Introduction to Case Study:
Short-term programs can deliver rigorous, assessable career readiness outcomes. The key is not how long students travel. It is how intentionally the experience is designed.
This paper examines student reflective writing from a two-week embedded program in the Bahamas. It finds clear, quotable evidence of all eight NACE Career Readiness competencies across twelve student reflections. Structured reflection tools and intentional site selection made the difference. The program was not originally designed around NACE competencies. The outcomes appeared anyway, because the design put students in high-stakes, culturally complex situations and gave them a framework to process what they experienced.
This matters for every professional who works at the intersection of global education and student success. The challenge facing our field is not that short-term programs lack value. It is that we lack consistent frameworks to document and communicate that value.
Case Study Information:
Listening is a form of respect. The value of this experience was learning to slow down and pay attention rather than just hearing information at a surface level.

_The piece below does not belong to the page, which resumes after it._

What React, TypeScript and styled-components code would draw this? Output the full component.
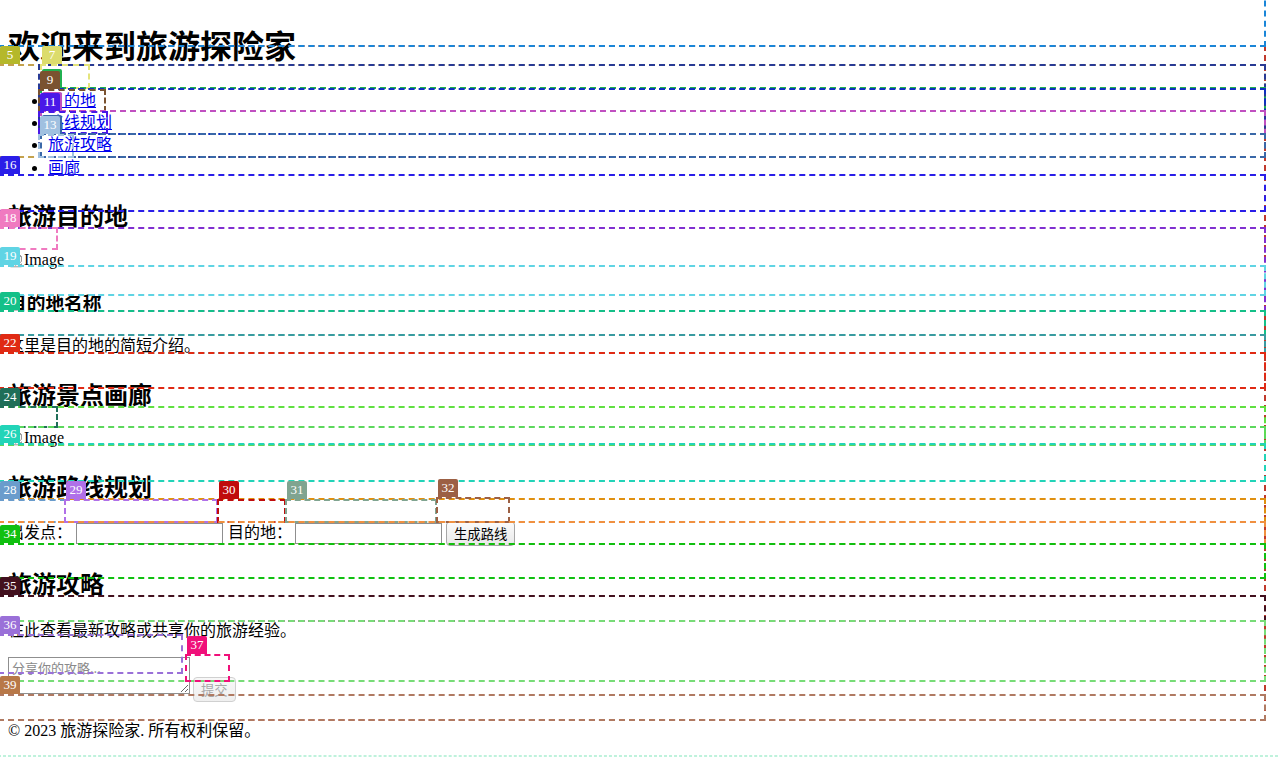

Student 2, GBUS 330 · Communication competency
Map your existing program to NACE competencies. You do not need to travel anywhere new. Review your current site visits, learning objectives, and reflection activities. Identify where each competency is already being activated. Build the matrix into your syllabus and share it with career services.
Use structured reflection as an assessment tool. Multi-lens frameworks produce richer, more career-translatable writing than open-ended prompts. Build daily or post-visit reflection into the program structure. Code the responses for competency language. This is your evidence base.
Include at least one site that engages historical or social inequity. This is where the deepest competency growth consistently emerges across leadership, professionalism, and equity and inclusion. Do not design it out of the program in favor of positive experiences only.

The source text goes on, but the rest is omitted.